PROBLEM:
Print, word for word, the opening line of the data below and every line after it through the line that contains "Search, Square, X", but not the pictures.

DATASET SECTION:
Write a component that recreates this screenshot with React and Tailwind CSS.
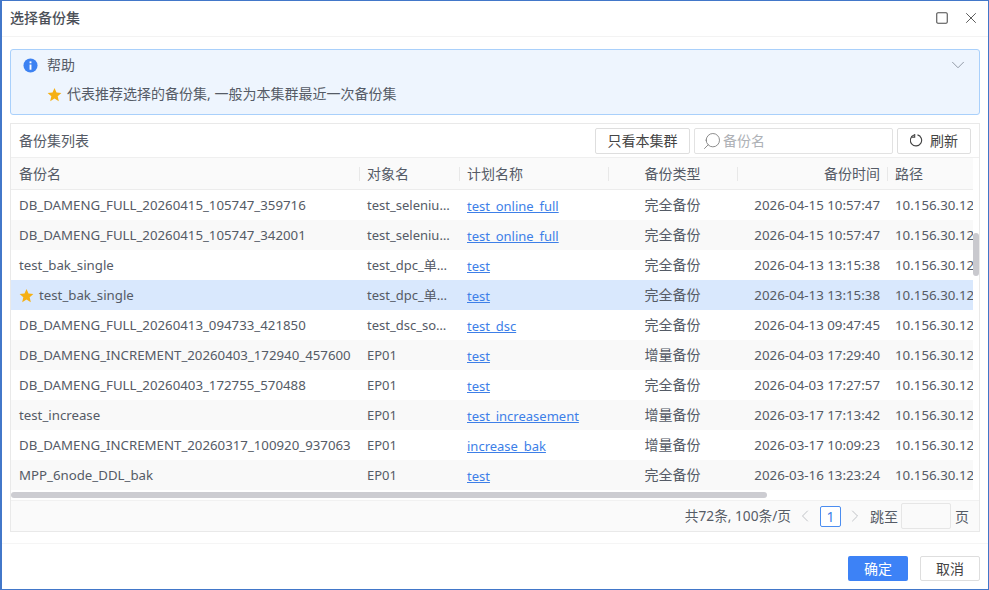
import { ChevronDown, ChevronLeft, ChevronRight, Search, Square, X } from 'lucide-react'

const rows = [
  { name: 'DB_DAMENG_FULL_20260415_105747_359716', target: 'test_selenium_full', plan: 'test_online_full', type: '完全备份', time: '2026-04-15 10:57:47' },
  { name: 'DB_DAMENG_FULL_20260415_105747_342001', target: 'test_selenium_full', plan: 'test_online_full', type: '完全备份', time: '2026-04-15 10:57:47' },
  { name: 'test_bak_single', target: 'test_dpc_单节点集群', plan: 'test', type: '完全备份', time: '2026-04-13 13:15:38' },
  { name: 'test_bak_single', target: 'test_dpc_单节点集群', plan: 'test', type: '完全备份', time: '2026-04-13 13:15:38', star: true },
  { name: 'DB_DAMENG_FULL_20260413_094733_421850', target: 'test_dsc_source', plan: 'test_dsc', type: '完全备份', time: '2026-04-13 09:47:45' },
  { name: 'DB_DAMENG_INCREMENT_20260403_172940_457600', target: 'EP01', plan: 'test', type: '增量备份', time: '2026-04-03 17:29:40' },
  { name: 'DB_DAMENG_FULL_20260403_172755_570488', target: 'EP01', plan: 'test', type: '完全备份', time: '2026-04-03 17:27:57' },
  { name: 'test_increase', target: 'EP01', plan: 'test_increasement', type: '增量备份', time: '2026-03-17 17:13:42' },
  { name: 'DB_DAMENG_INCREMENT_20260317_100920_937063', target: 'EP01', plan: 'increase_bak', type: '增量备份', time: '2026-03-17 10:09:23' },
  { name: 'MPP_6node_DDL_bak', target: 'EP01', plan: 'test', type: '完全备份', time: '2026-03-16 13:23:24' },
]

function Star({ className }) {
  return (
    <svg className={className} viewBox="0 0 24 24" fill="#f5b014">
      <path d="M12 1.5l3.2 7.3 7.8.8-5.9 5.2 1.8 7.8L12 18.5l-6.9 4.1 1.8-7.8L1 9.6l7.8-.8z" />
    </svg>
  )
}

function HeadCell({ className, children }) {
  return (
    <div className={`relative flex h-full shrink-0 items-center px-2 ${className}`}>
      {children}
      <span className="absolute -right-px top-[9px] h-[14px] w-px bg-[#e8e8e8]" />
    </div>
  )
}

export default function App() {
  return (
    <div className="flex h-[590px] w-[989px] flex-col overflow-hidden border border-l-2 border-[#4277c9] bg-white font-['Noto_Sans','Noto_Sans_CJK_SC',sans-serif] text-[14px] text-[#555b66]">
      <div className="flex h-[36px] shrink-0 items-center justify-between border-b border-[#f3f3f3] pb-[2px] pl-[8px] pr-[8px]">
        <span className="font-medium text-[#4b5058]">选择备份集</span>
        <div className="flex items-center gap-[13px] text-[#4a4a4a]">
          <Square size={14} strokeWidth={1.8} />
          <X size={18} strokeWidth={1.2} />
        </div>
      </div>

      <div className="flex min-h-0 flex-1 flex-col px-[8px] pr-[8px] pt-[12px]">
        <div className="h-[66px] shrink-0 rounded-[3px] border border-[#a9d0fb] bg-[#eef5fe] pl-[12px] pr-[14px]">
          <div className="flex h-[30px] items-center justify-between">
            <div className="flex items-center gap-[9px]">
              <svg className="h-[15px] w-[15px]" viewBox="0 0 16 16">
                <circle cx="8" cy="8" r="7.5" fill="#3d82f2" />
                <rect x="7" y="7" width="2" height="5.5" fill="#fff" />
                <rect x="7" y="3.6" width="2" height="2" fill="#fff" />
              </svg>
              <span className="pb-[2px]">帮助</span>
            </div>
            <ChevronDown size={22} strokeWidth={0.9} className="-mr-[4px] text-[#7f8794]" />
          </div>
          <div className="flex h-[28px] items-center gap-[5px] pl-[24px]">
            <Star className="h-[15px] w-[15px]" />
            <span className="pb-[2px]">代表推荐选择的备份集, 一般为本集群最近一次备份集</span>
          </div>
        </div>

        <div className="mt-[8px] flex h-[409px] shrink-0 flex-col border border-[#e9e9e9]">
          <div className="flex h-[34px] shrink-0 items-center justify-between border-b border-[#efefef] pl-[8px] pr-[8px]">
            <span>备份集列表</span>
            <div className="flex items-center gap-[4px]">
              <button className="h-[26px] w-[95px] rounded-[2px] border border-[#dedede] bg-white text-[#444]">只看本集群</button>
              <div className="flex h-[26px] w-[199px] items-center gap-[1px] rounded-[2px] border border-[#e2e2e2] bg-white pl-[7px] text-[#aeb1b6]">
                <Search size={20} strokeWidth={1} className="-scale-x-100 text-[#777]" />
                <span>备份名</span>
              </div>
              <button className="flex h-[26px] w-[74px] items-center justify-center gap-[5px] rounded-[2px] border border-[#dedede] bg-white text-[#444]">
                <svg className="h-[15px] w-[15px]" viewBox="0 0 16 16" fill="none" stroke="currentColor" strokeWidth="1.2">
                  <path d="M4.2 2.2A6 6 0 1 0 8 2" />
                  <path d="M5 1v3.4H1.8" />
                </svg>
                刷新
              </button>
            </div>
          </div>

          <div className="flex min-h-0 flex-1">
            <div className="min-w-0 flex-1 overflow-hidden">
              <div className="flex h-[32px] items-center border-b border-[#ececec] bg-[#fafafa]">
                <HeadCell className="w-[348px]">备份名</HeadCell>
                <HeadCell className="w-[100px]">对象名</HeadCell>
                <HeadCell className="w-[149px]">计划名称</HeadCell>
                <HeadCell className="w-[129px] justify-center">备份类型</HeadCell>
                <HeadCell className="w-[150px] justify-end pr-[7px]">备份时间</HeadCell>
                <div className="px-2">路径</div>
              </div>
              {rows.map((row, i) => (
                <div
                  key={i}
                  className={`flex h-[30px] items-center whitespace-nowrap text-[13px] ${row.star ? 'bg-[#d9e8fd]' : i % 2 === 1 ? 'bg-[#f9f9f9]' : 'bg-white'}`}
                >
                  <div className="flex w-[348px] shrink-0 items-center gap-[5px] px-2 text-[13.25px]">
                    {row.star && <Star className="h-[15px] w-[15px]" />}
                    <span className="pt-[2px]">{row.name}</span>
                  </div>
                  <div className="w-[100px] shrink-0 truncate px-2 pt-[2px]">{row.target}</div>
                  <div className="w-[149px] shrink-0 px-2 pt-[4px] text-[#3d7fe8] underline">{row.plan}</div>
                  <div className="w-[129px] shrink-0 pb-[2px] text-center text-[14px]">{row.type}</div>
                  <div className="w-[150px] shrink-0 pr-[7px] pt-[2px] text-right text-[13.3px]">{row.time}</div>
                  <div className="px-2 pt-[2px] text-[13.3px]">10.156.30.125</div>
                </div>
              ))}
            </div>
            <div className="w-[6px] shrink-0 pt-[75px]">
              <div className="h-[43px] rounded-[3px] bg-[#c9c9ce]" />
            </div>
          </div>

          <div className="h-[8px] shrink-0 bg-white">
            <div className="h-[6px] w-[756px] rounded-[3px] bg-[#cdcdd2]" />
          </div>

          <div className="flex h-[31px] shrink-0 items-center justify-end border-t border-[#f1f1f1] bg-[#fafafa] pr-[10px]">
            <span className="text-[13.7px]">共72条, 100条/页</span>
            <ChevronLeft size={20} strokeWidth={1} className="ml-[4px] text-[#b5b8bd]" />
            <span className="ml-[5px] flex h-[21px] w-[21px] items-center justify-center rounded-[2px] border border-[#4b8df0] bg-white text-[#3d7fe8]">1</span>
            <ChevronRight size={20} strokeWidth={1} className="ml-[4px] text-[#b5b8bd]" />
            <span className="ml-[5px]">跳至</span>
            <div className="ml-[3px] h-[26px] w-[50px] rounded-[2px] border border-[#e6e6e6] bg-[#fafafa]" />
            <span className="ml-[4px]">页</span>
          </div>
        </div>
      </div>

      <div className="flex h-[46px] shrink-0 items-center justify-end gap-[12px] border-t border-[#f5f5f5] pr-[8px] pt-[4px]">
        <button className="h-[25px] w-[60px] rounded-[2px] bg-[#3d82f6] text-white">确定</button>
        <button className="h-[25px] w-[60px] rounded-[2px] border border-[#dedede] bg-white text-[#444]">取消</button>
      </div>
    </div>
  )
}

ANSWER BELOW:
Write a component that recreates this screenshot with React and Tailwind CSS.
import { ChevronDown, ChevronLeft, ChevronRight, Search, Square, X } from 'lucide-react'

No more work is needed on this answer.